Task instructions. All lines from the beginning of the listing through the line with "none; padding: 0;" are to be copied word for word; the pictures are not.

Information shown.
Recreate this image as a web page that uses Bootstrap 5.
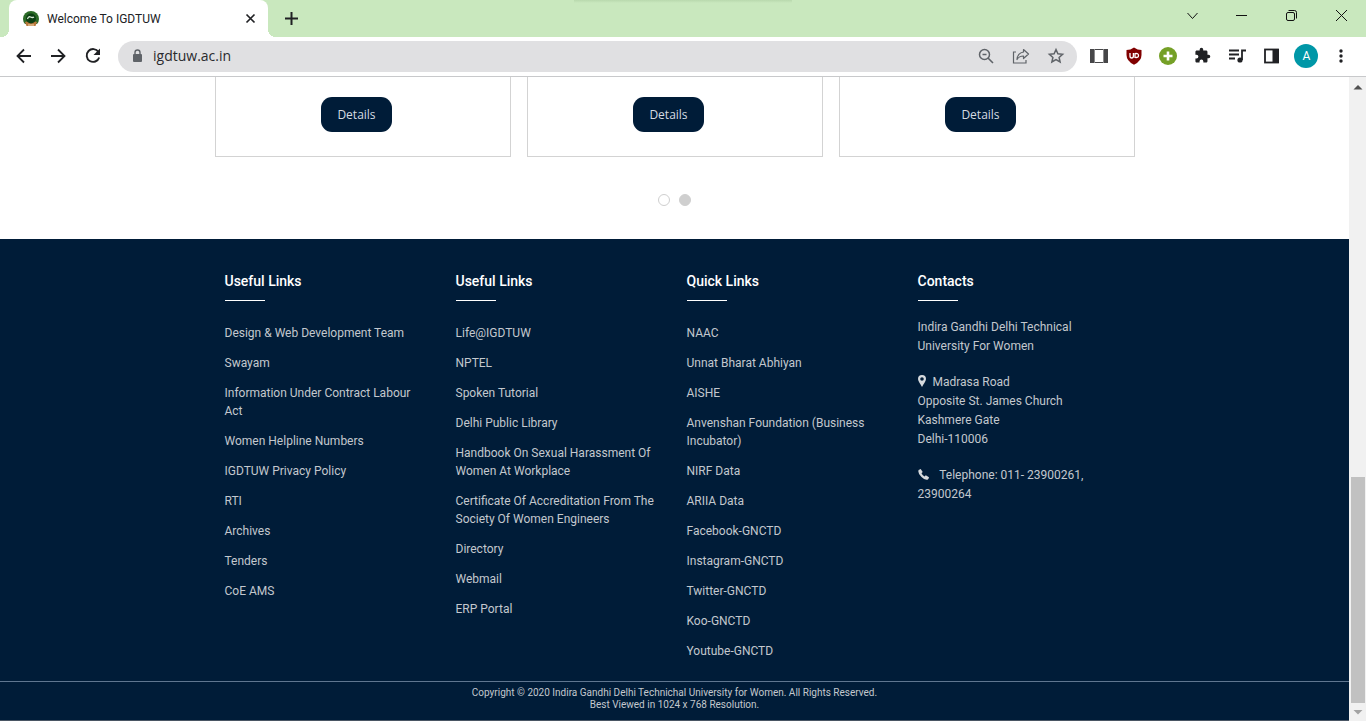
<!DOCTYPE html>
<html lang="en">
<head>
<meta charset="utf-8">
<meta name="viewport" content="width=device-width, initial-scale=1">
<title>Welcome To IGDTUW</title>
<link href="https://cdn.jsdelivr.net/npm/bootstrap@5.3.0/dist/css/bootstrap.min.css" rel="stylesheet">
<style>
  :root { --navy: #001c38; --soft: #c3c8ce; }
  body { font-family: Roboto, "Liberation Sans", sans-serif; font-size: 12px; line-height: 18px; color: #202124; background: #fff; }
  svg { display: block; flex: none; }
  .plain-btn { border: 0; background: none; padding: 0; color: inherit; display: block; flex: none; }

  /* browser chrome */
  .tab-strip { height: 37px; background: #c9e8be; position: relative; padding-left: 9px; }
  .window-shade { position: absolute; top: 0; left: 42%; width: 16%; height: 3px; background: linear-gradient(#b9d9ae, #c9e8be); }
  .page-tab { width: 259px; background: #fff; border-radius: 8px 8px 0 0; padding: 0 12px 0 14px; position: relative; }
  .page-tab::before, .page-tab::after { content: ""; position: absolute; bottom: 0; width: 8px; height: 8px; }
  .page-tab::before { left: -8px; background: radial-gradient(circle at 0 0, transparent 8px, #fff 8px); }
  .page-tab::after { right: -8px; background: radial-gradient(circle at 100% 0, transparent 8px, #fff 8px); }
  .window-buttons { gap: 34px; padding: 0 17px 6px 0; }
  .tool-row { height: 40px; border-bottom: 1px solid #c8c9cb; padding: 0 16px 2px 15px; gap: 17px; }
  .address-bar { height: 31px; background: #e0e0e2; border-radius: 16px; padding: 0 12px 0 13px; gap: 17px; margin: 1px -4px 0 -2px; color: #5f6368; }
  .address-bar input { border: 0; background: none; outline: 0; padding: 0; margin-left: -8px; font: 14px/20px "Open Sans", sans-serif; color: #2a2b2e; }
  .extension-icons { width: 260px; }
  .extension-icons .plain-btn { width: 18px; display: flex; justify-content: center; }
  .extension-icons .avatar { width: 24px; height: 24px; margin: 0 -3px; border-radius: 50%; background: #0097a7; color: #fff; line-height: 24px; }

  /* page */
  .detail-cards { max-width: 920px; gap: 16px; }
  .detail-card { border: 1px solid #d3d3d3; border-top: 0; padding: 20px 12px 24px 0; }
  .btn-details { --bs-btn-color: #d5dbe2; --bs-btn-bg: var(--navy); --bs-btn-hover-color: #fff; --bs-btn-hover-bg: #0b3158; --bs-btn-border-width: 0; --bs-btn-font-size: 12px; --bs-btn-line-height: 19px; --bs-btn-padding-x: 16px; --bs-btn-padding-y: 8px; --bs-btn-border-radius: 11px; --bs-btn-font-family: "Open Sans", sans-serif; }
  .pager { gap: 9px; padding: 37px 0 33px; }
  .pager button { width: 12px; height: 12px; border-radius: 50%; border: 1px solid #cfcfcf; background: #fff; padding: 0; }
  .pager button.active { background: #cfcfcf; }

  .site-footer { background: var(--navy); color: var(--soft); }
  .site-footer a { color: inherit; text-decoration: none; }
  .footer-cols { max-width: 924px; padding: 32px 0 21px; }
  .footer-cols h2 { font-size: 14px; line-height: 20px; font-weight: 500; color: #fff; margin: 0; padding-bottom: 9px; }
  .footer-cols h2::after { content: ""; display: block; width: 40px; height: 1px; background: #fff; position: absolute; margin-top: 9px; }
  .footer-col { padding: 0 12px; }
  .link-list { gap: 12px; padding-top: 24px; }
  address { gap: 17px; line-height: 19px; padding-top: 18px; }
  address svg { display: inline-block; vertical-align: -1px; }
  .copyright { border-top: 1px solid #5f7690; font-size: 10px; line-height: 12px; padding: 5px 0 9px; border-bottom: 1px solid #4a5664; }

  .scroll-track { width: 17px; background: #f1f1f1; padding: 4px 1px; flex: none; }
  .scroll-thumb { background: #c1c1c1; width: 14px; flex: 226 0 0; }
  .scroll-space { flex: 384 0 0; }
</style>
</head>
<body>
<div class="d-flex flex-column min-vh-100">

  <header>
    <div class="tab-strip d-flex">
      <div class="window-shade"></div>
      <div class="page-tab d-flex align-items-center">
        <svg width="16" height="16" viewBox="0 0 16 16"><path d="M2 13Q0 11 0 8a8 8 0 0 1 16 0q0 3-2 5z" fill="#2b6a26"/><path d="M2 11Q8 9 14 11L12.500 15H3.500Z" fill="#b9793d"/><path d="M5 14h6" stroke="#f3d9b0"/><circle cx="8" cy="7.500" r="5" fill="#0d3f14"/><path d="M4.500 8q1-3 3-2t3.500 0" stroke="#dcebd8" fill="none" stroke-width="1.300"/></svg>
        <span class="flex-grow-1 ms-2">Welcome To IGDTUW</span>
        <button class="plain-btn" aria-label="Close tab"><svg width="11" height="11" viewBox="0 0 11 11"><path d="M1.500 1.500l8 8m0-8l-8 8" stroke="#202124" stroke-width="1.700"/></svg></button>
      </div>
      <button class="plain-btn ms-3" aria-label="New tab"><svg width="15" height="15" viewBox="0 0 15 15"><path d="M7.500 1v13M1 7.500h13" stroke="#202124" stroke-width="2"/></svg></button>
      <div class="window-buttons d-flex align-items-center ms-auto">
        <button class="plain-btn" aria-label="Search tabs"><svg width="13" height="13" viewBox="0 0 13 13"><path d="M1.500 4l5 5.500 5-5.500" fill="none" stroke="#111"/></svg></button>
        <button class="plain-btn" aria-label="Minimize"><svg width="16" height="13" viewBox="0 0 16 13"><path d="M3 6.500h11" stroke="#111"/></svg></button>
        <button class="plain-btn" aria-label="Restore"><svg width="16" height="13" viewBox="0 0 16 13"><rect x="3.500" y="3.500" width="8" height="8" rx="1.500" fill="none" stroke="#111"/><path d="M5.500 1.500h6q2 0 2 2v6" fill="none" stroke="#111"/></svg></button>
        <button class="plain-btn" aria-label="Close"><svg width="16" height="13" viewBox="0 0 16 13"><path d="M3 1l11 11M14 1L3 12" stroke="#111"/></svg></button>
      </div>
    </div>

    <div class="tool-row d-flex align-items-center">
      <button class="plain-btn" aria-label="Back"><svg width="18" height="18" viewBox="0 0 18 18"><path d="M16 9H3M9 2.500L2.500 9 9 15.500" fill="none" stroke="#202124" stroke-width="1.800"/></svg></button>
      <button class="plain-btn" aria-label="Forward"><svg width="18" height="18" viewBox="0 0 18 18"><path d="M1 9h13M8 2.500L14.500 9 8 15.500" fill="none" stroke="#202124" stroke-width="1.800"/></svg></button>
      <button class="plain-btn" aria-label="Reload"><svg width="18" height="18" viewBox="0 0 18 18"><path d="M13.500 5A6.400 6.400 0 1 0 14.200 10.500" fill="none" stroke="#202124" stroke-width="1.900"/><path d="M15 1.500V8H8.500z" fill="#202124"/></svg></button>
      <div class="address-bar d-flex align-items-center flex-grow-1">
        <svg width="13" height="14" viewBox="0 0 13 14"><rect x="2" y="5" width="9" height="8" rx="1" fill="#5f6368"/><path d="M4 6V3.500a2.500 2.500 0 0 1 5 0V6" fill="none" stroke="#5f6368" stroke-width="1.400"/></svg>
        <input class="flex-grow-1" type="text" value="igdtuw.ac.in" aria-label="Address">
        <button class="plain-btn" aria-label="Zoom"><svg width="18" height="18" viewBox="0 0 18 18"><circle cx="7.500" cy="7.500" r="5" fill="none" stroke="#5f6368" stroke-width="1.500"/><path d="M5.500 7.500h4M11 11l5 5" stroke="#5f6368" stroke-width="1.600"/></svg></button>
        <button class="plain-btn" aria-label="Share"><svg width="18" height="18" viewBox="0 0 18 18"><path d="M4 5H1.500v11h12.500v-3" fill="none" stroke="#5f6368" stroke-width="1.200"/><path d="M11.500 2.500L16.500 7l-5 4.500V9Q7 9 5 12.500 5.500 6 11.500 5z" fill="none" stroke="#5f6368" stroke-width="1.200" stroke-linejoin="round"/></svg></button>
        <button class="plain-btn" aria-label="Bookmark"><svg width="18" height="18" viewBox="0 0 18 18"><path d="M9 2.500l1.900 4.300 4.700.5-3.500 3.100 1 4.600L9 12.600 4.900 15l1-4.600-3.500-3.100 4.700-.5z" fill="none" stroke="#5f6368" stroke-width="1.500"/></svg></button>
      </div>
      <div class="extension-icons d-flex align-items-center justify-content-between">
        <button class="plain-btn" aria-label="Reader extension"><svg width="18" height="18" viewBox="0 0 18 18"><rect x="0" y="2" width="18" height="14" fill="#464648"/><rect x="5" y="3" width="8" height="12" fill="#fff"/><path d="M4.500 2v14M13.500 2v14" stroke="#8a8a8c"/></svg></button>
        <button class="plain-btn" aria-label="Content blocker"><svg width="18" height="18" viewBox="0 0 18 18"><path d="M9 0.500Q12.500 3 16.500 3V8Q16.500 14 9 17.800 1.500 14 1.500 8V3Q5.500 3 9 .5z" fill="#800000"/><path d="M5 6v3q0 2 1.700 2T8.400 9V6" fill="none" stroke="#fff" stroke-width="1.300"/><path d="M10 6.600q3.500-.6 3.500 1.900T10 10.400z" fill="none" stroke="#fff" stroke-width="1.300"/></svg></button>
        <button class="plain-btn" aria-label="Add-on"><svg width="18" height="18" viewBox="0 0 18 18"><circle cx="9" cy="9" r="9" fill="#75a027"/><path d="M9 4.500v9M4.500 9h9" stroke="#fff" stroke-width="2.600"/></svg></button>
        <button class="plain-btn" aria-label="Extensions"><svg width="17" height="17" viewBox="0 0 24 24"><path d="M20.500 11H19V7c0-1.100-.9-2-2-2h-4V3.500a2.500 2.500 0 0 0-5 0V5H4c-1.100 0-2 .9-2 2v3.800h1.500a2.700 2.700 0 0 1 0 5.400H2V20c0 1.100.9 2 2 2h3.800v-1.500a2.700 2.700 0 0 1 5.400 0V22H17c1.100 0 2-.9 2-2v-4h1.500a2.500 2.500 0 0 0 0-5z" fill="#202124"/></svg></button>
        <button class="plain-btn" aria-label="Media"><svg width="18" height="18" viewBox="0 0 18 18"><path d="M1 3.500h10M1 7.500h10M1 11.500h6M14 13V3.500h4" stroke="#202124" stroke-width="1.800" fill="none"/><circle cx="12" cy="13" r="2.600" fill="#202124"/></svg></button>
        <button class="plain-btn" aria-label="Side panel"><svg width="17" height="18" viewBox="0 0 17 18"><rect x="2" y="2.500" width="13" height="13" fill="#fff" stroke="#202124" stroke-width="1.800"/><rect x="9.500" y="2" width="6.500" height="14" fill="#202124"/></svg></button>
        <button class="plain-btn avatar" aria-label="Profile">A</button>
        <button class="plain-btn" aria-label="Menu"><svg width="4" height="16" viewBox="0 0 4 16"><g fill="#202124"><circle cx="2" cy="3" r="1.700"/><circle cx="2" cy="8" r="1.700"/><circle cx="2" cy="13" r="1.700"/></g></svg></button>
      </div>
    </div>
  </header>

  <div class="d-flex flex-grow-1">
    <div class="flex-grow-1 d-flex flex-column">
      <main>
        <div class="detail-cards d-flex mx-auto">
          <div class="detail-card flex-fill text-center"><button class="btn btn-details">Details</button></div>
          <div class="detail-card flex-fill text-center"><button class="btn btn-details">Details</button></div>
          <div class="detail-card flex-fill text-center"><button class="btn btn-details">Details</button></div>
        </div>
        <div class="pager d-flex justify-content-center">
          <button aria-label="Slide 1"></button>
          <button class="active" aria-label="Slide 2"></button>
        </div>
      </main>

      <footer class="site-footer flex-grow-1 d-flex flex-column">
        <div class="footer-cols container-fluid flex-grow-1">
          <div class="row g-0">
            <div class="col-3 footer-col">
              <h2>Useful Links</h2>
              <ul class="link-list list-unstyled d-flex flex-column mb-0">
                <li><a href="#">Design &amp; Web Development Team</a></li>
                <li><a href="#">Swayam</a></li>
                <li><a href="#">Information Under Contract Labour<br>Act</a></li>
                <li><a href="#">Women Helpline Numbers</a></li>
                <li><a href="#">IGDTUW Privacy Policy</a></li>
                <li><a href="#">RTI</a></li>
                <li><a href="#">Archives</a></li>
                <li><a href="#">Tenders</a></li>
                <li><a href="#">CoE AMS</a></li>
              </ul>
            </div>
            <div class="col-3 footer-col">
              <h2>Useful Links</h2>
              <ul class="link-list list-unstyled d-flex flex-column mb-0">
                <li><a href="#">Life@IGDTUW</a></li>
                <li><a href="#">NPTEL</a></li>
                <li><a href="#">Spoken Tutorial</a></li>
                <li><a href="#">Delhi Public Library</a></li>
                <li><a href="#">Handbook On Sexual Harassment Of<br>Women At Workplace</a></li>
                <li><a href="#">Certificate Of Accreditation From The<br>Society Of Women Engineers</a></li>
                <li><a href="#">Directory</a></li>
                <li><a href="#">Webmail</a></li>
                <li><a href="#">ERP Portal</a></li>
              </ul>
            </div>
            <div class="col-3 footer-col">
              <h2>Quick Links</h2>
              <ul class="link-list list-unstyled d-flex flex-column mb-0">
                <li><a href="#">NAAC</a></li>
                <li><a href="#">Unnat Bharat Abhiyan</a></li>
                <li><a href="#">AISHE</a></li>
                <li><a href="#">Anvenshan Foundation (Business<br>Incubator)</a></li>
                <li><a href="#">NIRF Data</a></li>
                <li><a href="#">ARIIA Data</a></li>
                <li><a href="#">Facebook-GNCTD</a></li>
                <li><a href="#">Instagram-GNCTD</a></li>
                <li><a href="#">Twitter-GNCTD</a></li>
                <li><a href="#">Koo-GNCTD</a></li>
                <li><a href="#">Youtube-GNCTD</a></li>
              </ul>
            </div>
            <div class="col-3 footer-col">
              <h2>Contacts</h2>
              <address class="d-flex flex-column mb-0">
                <div>Indira Gandhi Delhi Technical<br>University For Women</div>
                <div><svg class="me-1" width="8" height="12" viewBox="0 0 8 12"><path fill-rule="evenodd" d="M4 0a4 4 0 0 1 4 4c0 2-2.500 5-4 8C2.500 9 0 6 0 4a4 4 0 0 1 4-4zm0 2.200a1.800 1.800 0 1 0 0 3.600 1.800 1.800 0 0 0 0-3.600z" fill="#d5d9dd"/></svg> Madrasa Road<br>Opposite St. James Church<br>Kashmere Gate<br>Delhi-110006</div>
                <div><svg class="me-2" width="11" height="11" viewBox="0 0 11 11"><path d="M.6 1L2.700 0l2 3-1.200 1.300q.8 1.900 3 3.100L7.800 6.200 11 8.200q-.2 1.800-1.500 2.500Q7 11.500 3.500 8 -.6 4 .6 1z" fill="#d5d9dd"/></svg> Telephone: 011- 23900261,<br>23900264</div>
              </address>
            </div>
          </div>
        </div>
        <div class="copyright text-center">Copyright © 2020 Indira Gandhi Delhi Technichal University for Women. All Rights Reserved.<br>Best Viewed in 1024 x 768 Resolution.</div>
      </footer>
    </div>

    <div class="scroll-track d-flex flex-column align-items-center" aria-hidden="true">
      <svg width="15" height="12" viewBox="0 0 15 12"><path d="M3.500 8.500L8 4l4.500 4.500z" fill="#505050"/></svg>
      <div class="scroll-space"></div>
      <div class="scroll-thumb"></div>
      <svg width="15" height="14" viewBox="0 0 15 14"><path d="M3.500 7L8 11.500 12.500 7z" fill="#a3a3a3"/></svg>
    </div>
  </div>
</div>
<script src="https://cdn.jsdelivr.net/npm/bootstrap@5.3.0/dist/js/bootstrap.bundle.min.js"></script>
</body>
</html>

Reply.
Recreate this image as a web page that uses Bootstrap 5.
<!DOCTYPE html>
<html lang="en">
<head>
<meta charset="utf-8">
<meta name="viewport" content="width=device-width, initial-scale=1">
<title>Welcome To IGDTUW</title>
<link href="https://cdn.jsdelivr.net/npm/bootstrap@5.3.0/dist/css/bootstrap.min.css" rel="stylesheet">
<style>
  :root { --navy: #001c38; --soft: #c3c8ce; }
  body { font-family: Roboto, "Liberation Sans", sans-serif; font-size: 12px; line-height: 18px; color: #202124; background: #fff; }
  svg { display: block; flex: none; }
  .plain-btn { border: 0; background: none; padding: 0; color: inherit; display: block; flex: none; }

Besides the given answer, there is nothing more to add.